至于书和画,尤其应当珍贵。字用以传达意念,画用来表现形状,没有什么比书画的作用更大了。然而所能获知的书画却越来越少,以致魏晋以前的几乎无可入手。其原因在于,书画的承受物是纸和绢。纸的寿命为千年,绢为五百年,即使极尽珍藏保护之能事,也难以避免它自行毁坏。上石摹刻,拓久了最终难免一坏。唐代摹刻晋帖,宋拓也已是风毛麟角,而印章则(以其自身的质材)尚存留于世。秦汉篆刻之所以能与石刻视为一同,完全得益于一开始就用金玉为质材。琴既可奏出雅乐,组合弦徽(琴面上的音节标志——译注)之音,又适于做饰器,它的起源和《周易》一样久远,以后相继制作而不绝。然而经历数百年后,有的则出现断纹,原因就是制琴的木和漆不能历时久远。制琴有孔子列子二种标准式样,唐时有雷文、张越二家因制琴而闻名,宋时设置专门官府,使制琴有固定的法式,不按照法式的称之为“野斫”。漆面剥落、光泽褪尽、色如乌木的古琴为奇古之物,它的价值高于断纹。现在社会上则有人剥漆褪光,伪造古琴的乌木之色。剑也是稀物之一,不可以动辄格斗相伤。镜用来映颜,砚用以陈言。面貌是内心的本体,言语是意念的运用,因此离开砚内心就流于庸俗而无可救药,离开镜就不知道容貌的污秽不堪。

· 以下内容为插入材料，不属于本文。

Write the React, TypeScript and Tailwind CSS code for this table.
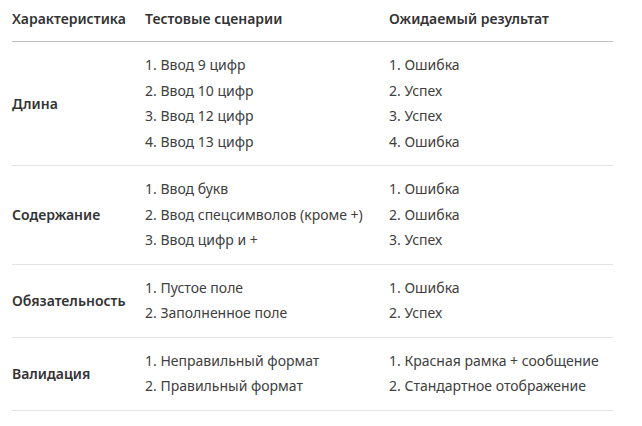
import React from "react";

interface Row {
  label: string;
  scenarios: string[];
  results: string[];
}

const rows: Row[] = [
  {
    label: "Длина",
    scenarios: ["Ввод 9 цифр", "Ввод 10 цифр", "Ввод 12 цифр", "Ввод 13 цифр"],
    results: ["Ошибка", "Успех", "Успех", "Ошибка"],
  },
  {
    label: "Содержание",
    scenarios: ["Ввод букв", "Ввод спецсимволов (кроме +)", "Ввод цифр и +"],
    results: ["Ошибка", "Ошибка", "Успех"],
  },
  {
    label: "Обязательность",
    scenarios: ["Пустое поле", "Заполненное поле"],
    results: ["Ошибка", "Успех"],
  },
  {
    label: "Валидация",
    scenarios: ["Неправильный формат", "Правильный формат"],
    results: ["Красная рамка + сообщение", "Стандартное отображение"],
  },
];

const List = ({ items }: { items: string[] }) => (
  <div className="flex flex-col">
    {items.map((t, i) => (
      <div key={i} className="leading-[25.5px] whitespace-nowrap">
        {i + 1}. {t}
      </div>
    ))}
  </div>
);

export default function App() {
  return (
    <div className="bg-white w-[642px] h-[426px] px-3 font-['Noto_Sans',sans-serif] text-[14px] text-[#404040]">
      <div className="w-[601px]">
        <div className="grid grid-cols-[133px_244px_224px] pt-[8px] pb-[12px] border-b border-[#bdbdbd] font-semibold text-[#333] leading-[21px]">
          <div>Характеристика</div>
          <div>Тестовые сценарии</div>
          <div>Ожидаемый результат</div>
        </div>
        {rows.map((r) => (
          <div
            key={r.label}
            className="grid grid-cols-[133px_244px_224px] pt-[10px] pb-[11px] border-b border-[#e3e3e3]"
          >
            <div className="flex items-center font-semibold text-[#333]">{r.label}</div>
            <List items={r.scenarios} />
            <List items={r.results} />
          </div>
        ))}
      </div>
    </div>
  );
}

人们一般认为柴、汝、官、哥、定是最著名的五窑。另外还有董空、象窑、吉州窑、古定窑、古建窑、骨龙泉、古磁器、谷饶器、霍器、彭器和外国大食、高丽二窑,都有所流传,但均不及五窑有名。本朝的宣、成、嘉三窑,则很有超越前代的气势。至于漆器,又在瓷器之下。漆器中的佳品有犀吡、剔红、堆红、戗金、攒犀、螺钿,但并无宋代以前的漆器。宋以后的制作者,无一能超过宋时的水准。其次的骨董,首推饰物,其次是用物,砚为最后,窑器、漆器也附属于此。人们无不崇尚寓德于艺,以德立身,以艺养身,所以先王的盛德体现在礼乐上;文人的精神则渗透在翰墨中。赏玩礼乐之器可以增进道德,品味墨迹旧刻可以精通技艺,身处当今之世而得以与古人交游,赏玩骨董的意义正在于此;帮助自身增进道德,精通技艺,使之永久延续,令后人动欣羡之心,这同样也是赏玩骨董的意义所在。无视上述意义而矜持自重,不免失于空泛;沉溺于声色之好,就更不可能与此同日而语了。只有这样,才算真正懂得了古董。一言以蔽之:骨董在当今正大有可为。

作者简介:董其昌(1555-1636),南直隶松江府上海县(今属上海市)董家汇人,明代书画家、收藏家。董其昌是中国书法史上颇有影响的书法家之一,他从三十五岁走上仕途到八十岁告老还乡,为官十八年归隐二十七年,官至南京礼部尚书。《骨董十三说》是他在晚明时写的一部重要收藏理论著作,文章思虑深邃、论述精辟,对后世产生了深远的影响。